I am exploring ideas to design a secondary-level-project-based-10-lessons-unit-learning-plan which can end with a creation from the students involving a tensegrity structure.

such as My general questions are related to designing lessons:

• Question 1: what could be essential pre-lesson that leads to such creation?
• Question 2: what learning can be derived in each lesson? (... that is generally aligned with secondary math knowledge and skills)
• Question 3: Challenging: How could you involve in a "simplified manner" (secondary level) the use of modular arithmetics, and other element of abstract algebra such rotations, permutation, groups...
• Question 4: what general problem can be be asked that can lead to such creation? essential questions?

So far : From readings, students will have to understand the concept of

1. Set of Vertices configure distance constraints that define figure or solid
2. struts and cables (terminology used in tensegrity) holding vertices apart and keeping close together respectively.
3. A structure is stable if it respect specific distance constraints. the literature use the concept of super stable.
4. Not only distances between Edges but also distances between Diagonals have to follow specific constraints to shape a specific structure.
5. Geometrical versus physical rigidity
https://math.stackexchange.com/questions/490242/what-is-the-precise-definition-of-a-rigid-shape

So far my responses to those questions:

• 1st group of lessons: triangle, its property, and its physical rigidity
• 2nd group of Lessons: properties of diagonals in quadrilaterals and its physical rigidity

Students will understand (1) the importance of respecting the diagonals distances constraint to shape 2 dimensional figures by building simple figures (using for of popsicle sticks and fishing lines) using the least amount of struts (2) We can permute struts and cable for the edge and diagonals I believe this lesson can be fruitful as students have little sense of seeing the need of understanding the properties associated to diagonal of quadrilaterals

• 3rd group of lessons: geometrical rigidity of polygon and transformation (1)enlargement (2) Rotation (3) reflexion (4) translation

Basically here I would use the idea of Abbas Jeffary "Start with an equilateral triangle. Label the vertices one, two, three. Define a rotation to be 60° counterclockwise, for example (or you could go clockwise). Note that the locations of the vertices have shifted. Consider this a new “state“ or “configuration”. Now, what “configuration” does one end up with after n rotations? Then, extend this to any n-sided polygon."

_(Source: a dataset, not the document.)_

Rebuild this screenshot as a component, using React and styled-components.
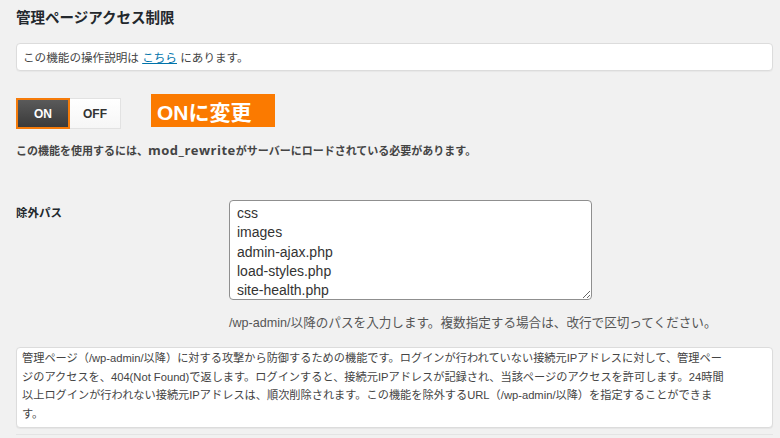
import React from 'react';
import styled, { createGlobalStyle } from 'styled-components';

const GlobalStyle = createGlobalStyle`
  html, body {
    margin: 0;
    padding: 0;
    background: #f1f1f1;
  }
  body {
    font-family: 'Liberation Sans', 'Noto Sans CJK JP', sans-serif;
    color: #444;
  }
`;

const paths = ['css', 'images', 'admin-ajax.php', 'load-styles.php', 'site-health.php'];

// lines kept as in the original so the wrap matches
const descLines = [
  '管理ページ（/wp-admin/以降）に対する攻撃から防御するための機能です。ログインが行われていない接続元IPアドレスに対して、管理ペー',
  'ジのアクセスを、404(Not Found)で返します。ログインすると、接続元IPアドレスが記録され、当該ページのアクセスを許可します。24時間',
  '以上ログインが行われない接続元IPアドレスは、順次削除されます。この機能を除外するURL（/wp-admin/以降）を指定することができま',
  'す。',
];

const App = () => (
  <Page>
    <GlobalStyle />
    <Title>管理ページアクセス制限</Title>
    <InfoBox>
      この機能の操作説明は <HelpLink href="#">こちら</HelpLink> にあります。
    </InfoBox>

    <ToggleRow>
      <Toggle>
        <ToggleButton active>ON</ToggleButton>
        <ToggleButton>OFF</ToggleButton>
      </Toggle>
      <Callout>ONに変更</Callout>
    </ToggleRow>
    <Notice>
      この機能を使用するには、<Code>mod_rewrite</Code>がサーバーにロードされている必要があります。
    </Notice>

    <FormRow>
      <FieldLabel>除外パス</FieldLabel>
      <FieldBody>
        <PathInput defaultValue={paths.join('\n')} spellCheck={false} />
        <Hint>/wp-admin/以降のパスを入力します。複数指定する場合は、改行で区切ってください。</Hint>
      </FieldBody>
    </FormRow>

    <DescBox>
      {descLines.map((line) => (
        <DescLine key={line}>{line}</DescLine>
      ))}
    </DescBox>
    <NextEdge />
  </Page>
);

const Page = styled.div`
  display: flex;
  flex-direction: column;
  padding: 8px 7px 0 16px;
  height: 438px;
  box-sizing: border-box;
  overflow: hidden;
`;

const Title = styled.h2`
  margin: 0;
  font-size: 14.5px;
  line-height: 20px;
  font-weight: bold;
  color: #23282d;
`;

const InfoBox = styled.div`
  margin-top: 15px;
  height: 28px;
  box-sizing: border-box;
  display: flex;
  align-items: center;
  padding: 0 6px;
  background: #fff;
  border: 1px solid #dcdcdc;
  border-radius: 4px;
  box-shadow: 0 1px 1px rgba(0, 0, 0, 0.04);
  font-size: 11.6px;
  color: #444;
  white-space: pre;
`;

const HelpLink = styled.a`
  color: #0073aa;
  text-decoration: underline;
`;

const ToggleRow = styled.div`
  margin-top: 23px;
  display: flex;
  align-items: flex-start;
  gap: 30px;
`;

const Toggle = styled.div`
  margin-top: 4px;
  display: flex;
`;

const ToggleButton = styled.div`
  height: 31px;
  box-sizing: border-box;
  display: flex;
  align-items: center;
  justify-content: center;
  font-size: 12px;
  font-weight: bold;
  width: ${(p) => (p.active ? '54px' : '51px')};
  color: ${(p) => (p.active ? '#fff' : '#333')};
  background: ${(p) =>
    p.active ? 'linear-gradient(#5a5a5a, #3a3a3a)' : 'linear-gradient(#fff, #f6f6f6)'};
  border: ${(p) => (p.active ? '2px solid #f57b0a' : '1px solid #e2e2e2')};
  border-left-width: ${(p) => (p.active ? '2px' : '0')};
`;

const Callout = styled.div`
  height: 33px;
  width: 124px;
  box-sizing: border-box;
  display: flex;
  align-items: center;
  padding-left: 6px;
  background: #fb7a00;
  color: #fff;
  font-size: 21px;
  font-weight: bold;
`;

const Notice = styled.p`
  margin: 13px 0 0;
  font-size: 11px;
  line-height: 16px;
  font-weight: bold;
  color: #444;
`;

const Code = styled.span`
  font-family: 'Open Sans', sans-serif;
  font-size: 13px;
  letter-spacing: 0.5px;
`;

const FormRow = styled.div`
  margin-top: 41px;
  display: grid;
  grid-template-columns: 213px 1fr;
`;

const FieldLabel = styled.div`
  margin-top: 5px;
  font-size: 11.5px;
  line-height: 16px;
  font-weight: bold;
  color: #23282d;
`;

const FieldBody = styled.div`
  display: flex;
  flex-direction: column;
`;

const PathInput = styled.textarea`
  width: 363px;
  height: 100px;
  box-sizing: border-box;
  padding: 3px 7px;
  margin: 0;
  border: 1px solid #8f8f8f;
  border-radius: 4px;
  background: #fff;
  font-family: 'Liberation Sans', sans-serif;
  font-size: 14px;
  line-height: 19.25px;
  color: #333;
  overflow: hidden;
  outline: none;
`;

const Hint = styled.p`
  margin: 14px 0 0;
  font-size: 12.6px;
  line-height: 18px;
  color: #555;
`;

const DescBox = styled.div`
  margin-top: 15px;
  padding: 1px 4px 4px 5px;
  background: #fff;
  border: 1px solid #dcdcdc;
  border-radius: 4px;
  box-shadow: 0 1px 1px rgba(0, 0, 0, 0.05);
  font-size: 11.2px;
  line-height: 18.5px;
  color: #444;
  overflow: hidden;
`;

const DescLine = styled.div`
  white-space: nowrap;
`;

const NextEdge = styled.div`
  margin-top: 6px;
  height: 1px;
  background: #e4e4e4;
`;

export default App;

• Last lesson: the project build the highest tower using water pipes and metal strings which can support a weight at the top.

That's an initial brainstorm that I want to refine. Any suggestion regarding this project? What specific other pre-lesson could be taught? I find this final project a bit hazardous as to see what exactly could be assessed in term of school mathematical knowledge.

• Are you intending to actually teach tensegrity? If you're just using it as a construction tool, I think you run the risk that the materials won't complement the lessons very well.
– user797
Apr 2, 2018 at 0:24
• For example, I'm particularly concerned about triangles as a rigid shape -- that evokes to me a lesson about more traditional construction out of sticks and joints that I'm not sure apply as well to a construction based on tensegrity. (but that could simply be my lack of imagination; the experience I had building things like this was brief and rather long ago)
– user797
Apr 2, 2018 at 0:28
• This seems like a solution in search of a problem.